Reith is a philosophy student at Kansas University, so the couple grabbed one of his textbooks to find a name for their new dog.

“That was the only one under seven or eight letters, so we went with that,” Reith says.

Turns out Plato may have more in common with his namesake then his philosophy-loving parents ever thought – laborador retrievers like Plato are one of the smartest dogs out there.

Top dogs

So what makes a pet smart?

Stanley Coren, author of “The Intelligence of Dogs,” lists these types of intelligence:

¢ What a pet can learn, like humans in school.

¢ What a pet is bred to do.

¢ What a pet can do for itself and learn from its environment.

Border collies, poodles and German shepherds are the top three dogs in the intelligence rankings. The dumbest The Afghan hound.

“Remember, this is the equivalent of school learning,” says Coren. “If you have a kid who is paying attention to the teacher, that kid is going to learn more than his brother who is looking out the window.”

That’s probably why hounds make up the lower section of Coren’s list. Lawrence dog trainer Barb Clauson says that because they were bred to hunt, it makes them less tolerant to obedience. In other words, the deck is stacked against them.

“They weren’t working closely with the person, following particular little commands, they were just to go out and chase that thing down,” Clauson says. “And so that doesn’t mean they’re stupid, that just means they are just interested in playing little games with us.”

Doggie IQ

But really, how smart is the smartest dog? Coren says the average dog functions on a level equal to a human 2-year-old. The smartest of the smart can function at a 2 1/2-year-old level.

What can one do to boost a doggie’s IQ? Do exactly what Janet Dreiling of Perry did to get her 6-year-old golden retriever, Bounder, to the top of the American Kennel Club’s champion scale in agility and obedience – repetition.

“I’ve had him since he was 7 weeks old, and I always start from the very beginning teaching very simple things like ‘sit’ and ‘down’ and ‘stay,’ and little tricks that a lot of people teach their dogs,” she says.

Coren says the best way to use repetition to improve the smarts of any animal is simply to talk to them. The average dog can understand around 165 words, while the smartest can understand 250. Adding words through repetition to your animal’s vocabulary can raise its IQ.

which is smarter: Dogs or cats?

Cat-lovers, stop reading this story now.

Though the dog and cat camps could fight all day about which popular pet has the most smarts, Coren says the research on this is clear: Dogs are smarter than cats because they’re more social.

“Dogs are much more social than cats are and have a complex pack hierarchy and cooperatively hunt, so that’s going to tell you first, yes, off the top, that dogs are going to be brighter than cats,” he says. “There are a bunch of ways that we can test this, and this has been tested. This is not just ‘I love dogs and hate cats.'”

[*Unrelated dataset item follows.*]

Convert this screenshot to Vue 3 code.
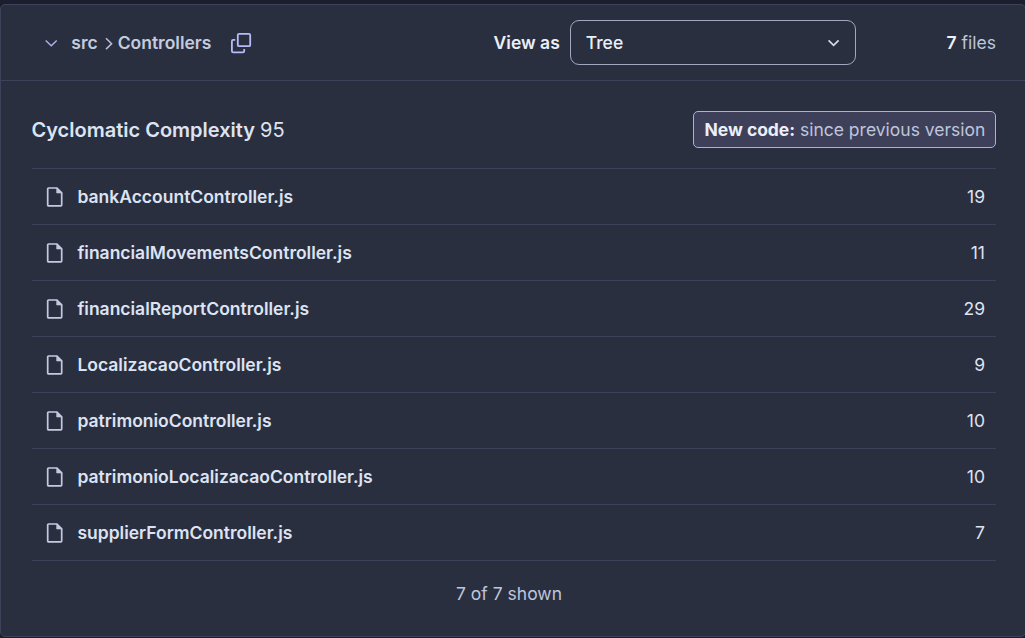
<script setup>
const files = [
  { name: 'bankAccountController.js', value: 19 },
  { name: 'financialMovementsController.js', value: 11 },
  { name: 'financialReportController.js', value: 29 },
  { name: 'LocalizacaoController.js', value: 9 },
  { name: 'patrimonioController.js', value: 10 },
  { name: 'patrimonioLocalizacaoController.js', value: 10 },
  { name: 'supplierFormController.js', value: 7 },
]
</script>

<template>
  <main class="page">
    <section class="panel">
      <header class="toolbar">
        <nav class="crumbs">
          <svg class="chev" width="14" height="10" viewBox="0 0 14 10"><path d="M1.7 2.5 7.3 7.8l5.4-5.3" /></svg>
          <span class="crumb">src</span>
          <svg class="sep" width="8" height="14" viewBox="0 0 8 14"><path d="M1 2.3 6.6 7.7 1 13.1" /></svg>
          <span class="crumb">Controllers</span>
          <svg class="copy" width="22" height="22" viewBox="0 0 22 22">
            <rect x="7.8" y="1.8" width="12.4" height="12.4" rx="1.3" />
            <path d="M5.2 7.9H3.2A1.3 1.3 0 0 0 1.9 9.2v9.9a1.3 1.3 0 0 0 1.3 1.3h9.7a1.3 1.3 0 0 0 1.3-1.3v-2.2" />
          </svg>
        </nav>
        <div class="view">
          <span class="label">View as</span>
          <div class="select">
            <span>Tree</span>
            <svg width="14" height="10" viewBox="0 0 14 10"><path d="M1.6 2.4 6.6 7.4l5-5" /></svg>
          </div>
        </div>
        <div class="count"><b>7</b> files</div>
      </header>
      <div class="content">
        <div class="heading">
          <h1>Cyclomatic Complexity <span>95</span></h1>
          <div class="badge"><b>New code:</b> since previous version</div>
        </div>
        <ul class="list">
          <li v-for="f in files" :key="f.name">
            <svg width="18" height="20" viewBox="0 0 18 20">
              <path d="M2.6 1h8.3L15.7 5.8V18a.9.9 0 0 1-.9.9H2.6a.9.9 0 0 1-.9-.9V1.9A.9.9 0 0 1 2.6 1z" />
              <path class="fold" d="M10.7 1v5h5z" />
            </svg>
            <span class="name">{{ f.name }}</span>
            <span class="value">{{ f.value }}</span>
          </li>
        </ul>
        <p class="shown">7 of 7 shown</p>
      </div>
    </section>
  </main>
</template>

<style>
body { background: #1b1e2c; }
</style>

<style scoped>
* { box-sizing: border-box; }
.page { height: 638px; padding-top: 4px; font: 400 17.5px/25px Inter, "Liberation Sans", sans-serif; color: #bdc6dc; overflow: hidden; }
.panel { width: 1026px; height: 633px; border: 1px solid #3e4259; border-radius: 5px; background: #2a2f40; }
.toolbar { display: flex; align-items: center; height: 76px; padding: 0 29px 0 43px; border-bottom: 1px solid #3e4259; }
svg { fill: none; flex: none; }
.crumbs { display: flex; align-items: center; width: 449.6px; font-weight: 600; color: #c3cbdf; }
.chev { stroke: #b0b5f2; stroke-width: 1.3; margin-right: 13.3px; }
.sep { stroke: #b9c2d8; stroke-width: 1.5; margin: 0 5px 0 7px; }
.copy { stroke: #b5bcf7; stroke-width: 1.8; margin-left: 18.6px; }
.view { display: flex; align-items: center; gap: 10px; color: #ebeffa; }
.label { font-weight: 600; }
.select { display: flex; align-items: center; justify-content: space-between; width: 286px; height: 45px; padding: 0 14px 0 15px; border: 1px solid #a2a7bf; border-radius: 9px; font-weight: 500; }
.select svg { stroke: #d5daea; stroke-width: 1.7; }
.count { margin-left: auto; }
.count b { font-weight: 600; color: #ebeffa; }
.content { padding: 30px 29px 0 31px; }
.heading { display: flex; align-items: center; justify-content: space-between; height: 37px; }
h1 { margin: 0 0 0 -0.6px; padding-top: 2px; font-size: 20px; font-weight: 600; color: #dde3f2; }
h1 span { font-weight: 400; }
.badge { height: 37px; width: 303px; padding: 0 10px 0 10.5px; line-height: 35px; white-space: nowrap; border: 1px solid #a9aef0; border-radius: 5px; background: #3e4059; }
.badge b { font-weight: 700; letter-spacing: -0.04px; color: #ebeffa; }
.list { list-style: none; margin: 20px 0 0; padding: 0; border-top: 1px solid #3e4259; }
li { display: flex; align-items: center; height: 56px; padding: 0 11px 0 14px; border-bottom: 1px solid #3e4259; color: #dde3f2; }
li svg { stroke: #c3cbdf; stroke-width: 1.7; margin-right: 13.4px; }
.fold { fill: #c3cbdf; stroke-width: .6; }
.name { font-weight: 600; }
.value { margin-left: auto; }
.shown { margin: 20px 10px 0 0; text-align: center; }
</style>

Coren says the average cat functions at the level of a human 18-month-old, with the smartest meeting the average dog at the level of a 2-year-old. Among the smartest cats is the Maine coon, the breed Lawrence’s Connie and James Pelham show and own.

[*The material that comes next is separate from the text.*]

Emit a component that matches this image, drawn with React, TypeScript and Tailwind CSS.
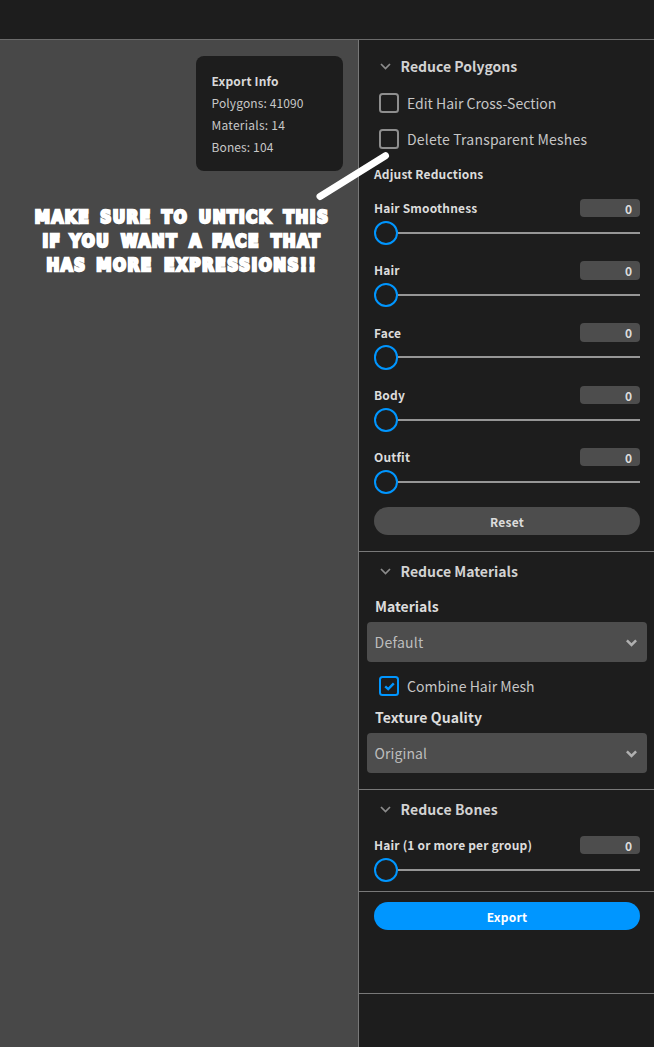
import { ReactNode } from "react";

function Chevron() {
  return (
    <svg className="h-[7px] w-[11px]" viewBox="0 0 11 7" fill="none" stroke="#8c8c8c" strokeWidth="1.7">
      <path d="M1 1L5.5 5.6L10 1" />
    </svg>
  );
}

function SectionTitle({ children, spacing = "" }: { children: ReactNode; spacing?: string }) {
  return (
    <div className="flex h-5 items-center pl-[21px]">
      <Chevron />
      <h2 className={`ml-[9.5px] text-[14px] leading-5 font-bold text-[#d2d2d2] ${spacing}`}>{children}</h2>
    </div>
  );
}

function CheckRow({ label, checked = false, spacing = "" }: { label: string; checked?: boolean; spacing?: string }) {
  return (
    <div className="flex h-5 items-center pl-5">
      <div className={`flex size-5 items-center justify-center rounded-[3.5px] border-2 ${checked ? "border-[#0096ff]" : "border-[#8e8e8e]"}`}>
        {checked && (
          <svg className="h-[9px] w-[11px]" viewBox="0 0 11 9" fill="none" stroke="#0096ff" strokeWidth="2.4">
            <path d="M1.2 4.3L4.2 7.1L9.8 1.3" />
          </svg>
        )}
      </div>
      <span className={`ml-2 text-[14px] leading-5 whitespace-nowrap text-[#c6c6c6] ${spacing}`}>{label}</span>
    </div>
  );
}

function Slider({ label }: { label: string }) {
  return (
    <div className="h-[62.2px] pr-[14px] pl-[15px]">
      <div className="flex h-[18.3px] items-center justify-between">
        <span className="text-[12px] leading-[18px] font-bold tracking-[0.17px] whitespace-nowrap text-[#dcdcdc]">{label}</span>
        <span className="h-[18.3px] w-[60px] rounded-[4px] bg-[#4d4d4d] pr-2 text-right text-[12px] leading-[20px] font-bold text-[#dcdcdc]">
          0
        </span>
      </div>
      <div className="mt-[3.6px] flex h-[24.2px] items-center">
        <div className="size-[24.2px] rounded-full border-2 border-[#0096ff]" />
        <div className="h-[2px] flex-1 bg-[#969696]" />
      </div>
    </div>
  );
}

function Select({ value, spacing }: { value: string; spacing: string }) {
  return (
    <div className="mr-[7px] ml-2 flex h-10 items-center justify-between rounded-[4px] bg-[#4d4d4d] pr-[10px] pl-[7.5px]">
      <span className={`text-[14px] leading-5 text-[#bdbdbd] ${spacing}`}>{value}</span>
      <svg className="mt-[1px] h-[8px] w-[11px]" viewBox="0 0 11 8" fill="none" stroke="#b0b0b0" strokeWidth="2.5">
        <path d="M0.9 1.3L5.5 5.9L10.1 1.3" />
      </svg>
    </div>
  );
}

const sliders = ["Hair Smoothness", "Hair", "Face", "Body", "Outfit"];

const callout = [
  [
    ["MAKE", "w-[54px]"],
    ["SURE", "w-[53px]"],
    ["TO", "w-[25px]"],
    ["UNTICK", "w-[76px]"],
    ["THIS", "w-[46px]"],
  ],
  [
    ["IF", "w-[18px]"],
    ["YOU", "w-[38px]"],
    ["WANT", "w-[61px]"],
    ["A", "w-[12px]"],
    ["FACE", "w-[48px]"],
    ["THAT", "w-[52px]"],
  ],
  [
    ["HAS", "w-[39px]"],
    ["MORE", "w-[57px]"],
    ["EXPRESSIONS!!", "w-[155px]"],
  ],
];

export default function App() {
  return (
    <div className="flex h-[1047px] w-[654px] flex-col overflow-hidden bg-[#1d1d1d] font-['Noto_Sans_CJK_JP',sans-serif]">
      <header className="h-10 shrink-0 border-b border-[#6b6b6b]" />
      <div className="flex flex-1">
        <main className="relative w-[358px] shrink-0 bg-[#484848] pt-4">
          <div className="ml-[196px] h-[115px] w-[147px] rounded-[8px] bg-[#1d1d1d] pt-[14px] pl-[15.5px] text-[12px] leading-[22px] text-[#c8c8c8]">
            <div className="font-bold tracking-[0.17px] text-[#d8d8d8]">Export Info</div>
            <div className="tracking-[0.12px]">Polygons: 41090</div>
            <div className="tracking-[0.25px]">Materials: 14</div>
            <div className="tracking-[0.12px]">Bones: 104</div>
          </div>
          <div className="mt-[34px] flex w-[365px] flex-col items-center font-['DejaVu_Sans_Condensed','DejaVu_Sans',sans-serif] text-[17px] leading-6 font-bold tracking-[1.5px] whitespace-nowrap text-white [-webkit-text-stroke:2.3px_white]">
            {callout.map((line, i) => (
              <div key={i} className="flex gap-[10px]">
                {line.map(([word, width]) => (
                  <span key={word} className={`flex justify-center ${width}`}>
                    {word}
                  </span>
                ))}
              </div>
            ))}
          </div>
          <svg className="absolute top-[108px] left-[310px] z-10 h-[60px] w-[85px]" viewBox="0 0 85 60">
            <path d="M10 48.5L75.5 7.7" stroke="#fff" strokeWidth="7" strokeLinecap="round" />
          </svg>
        </main>
        <aside className="flex-1 border-l border-[#787878]">
          <section className="h-[512px] border-b border-[#787878] pt-4">
            <SectionTitle>Reduce Polygons</SectionTitle>
            <div className="mt-[17px] flex flex-col gap-4">
              <CheckRow label="Edit Hair Cross-Section" />
              <CheckRow label="Delete Transparent Meshes" spacing="tracking-[0.19px]" />
            </div>
            <h3 className="mt-[16px] pl-[15px] text-[12px] leading-[18px] font-bold tracking-[0.17px] text-[#dcdcdc]">Adjust Reductions</h3>
            <div className="mt-[16.1px]">
              {sliders.map((s) => (
                <Slider key={s} label={s} />
              ))}
            </div>
            <button className="mr-[14px] ml-[15px] mt-[-3px] block h-7 w-[266px] rounded-full bg-[#4d4d4d] pt-[2px] text-[12px] leading-[26px] font-bold tracking-[0.2px] text-[#dcdcdc]">
              Reset
            </button>
          </section>
          <section className="h-[238px] border-b border-[#787878] pt-[9px]">
            <SectionTitle>Reduce Materials</SectionTitle>
            <h3 className="mt-[15px] mb-[6px] pl-4 text-[14px] leading-5 font-bold text-[#dcdcdc]">Materials</h3>
            <Select value="Default" spacing="tracking-[0.25px]" />
            <div className="mt-[14px]">
              <CheckRow label="Combine Hair Mesh" spacing="tracking-[0.04px]" checked />
            </div>
            <h3 className="mt-[11px] mb-[6px] pl-4 text-[14px] leading-5 font-bold tracking-[0.1px] text-[#dcdcdc]">Texture Quality</h3>
            <Select value="Original" spacing="tracking-[0.1px]" />
          </section>
          <section className="h-[102px] border-b border-[#787878] pt-[9px]">
            <SectionTitle spacing="tracking-[0.1px]">Reduce Bones</SectionTitle>
            <div className="mt-[17px]">
              <Slider label="Hair (1 or more per group)" />
            </div>
          </section>
          <section className="h-[102px] border-b border-[#787878] pt-[10px]">
            <button className="ml-[15px] block h-7 w-[266px] rounded-full bg-[#0096ff] pt-[2px] text-[12px] leading-[26px] font-bold tracking-[0.25px] text-white">
              Export
            </button>
          </section>
        </aside>
      </div>
    </div>
  );
}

“They, emotionally as much as anything else, seem really smart,” Connie Pelham says. “I mean, (they are) really, incredibly social. Extremely social. And I think that’s a measure of intelligence, as far as I’m concerned.”

Midge Grinstead, executive director of the Lawrence Humane Society, 1805 E. 19th St., says she doesn’t plan to take sides in the cat vs. dog debate.

“I know there are cats that have done the same thing as dogs and vice versa as far as dialing 911 and waking people up when there’s a fire, and when a person has a seizure, the cat knows or the dog knows,” Grinstead says. “It’s amazing what they know.”

Why are some animals smarter than others?

According to Stanley Coren, author of “The Intelligence of Dogs” it’s all about an animal’s social ability. Dogs are more social than cats as a species, which puts them ahead in the smarts department. Same goes for chimpanzees and orangutans.

“The reason for this is if you are working in a social unit, especially a cooperative social unit, then you have to do a certain level of reasoning, which is sort of, ‘If I do this, then he’ll think that and he’ll do that and then I’ll do this’ and so forth. So, you need that sort of level of thinking, which is fairly high-level thinking,” Coren says. “So, if you look at just primates for example, chimpanzees, which live in social groups, are smarter than orangutans, who live relatively solitary (existence) or perhaps with their mate.”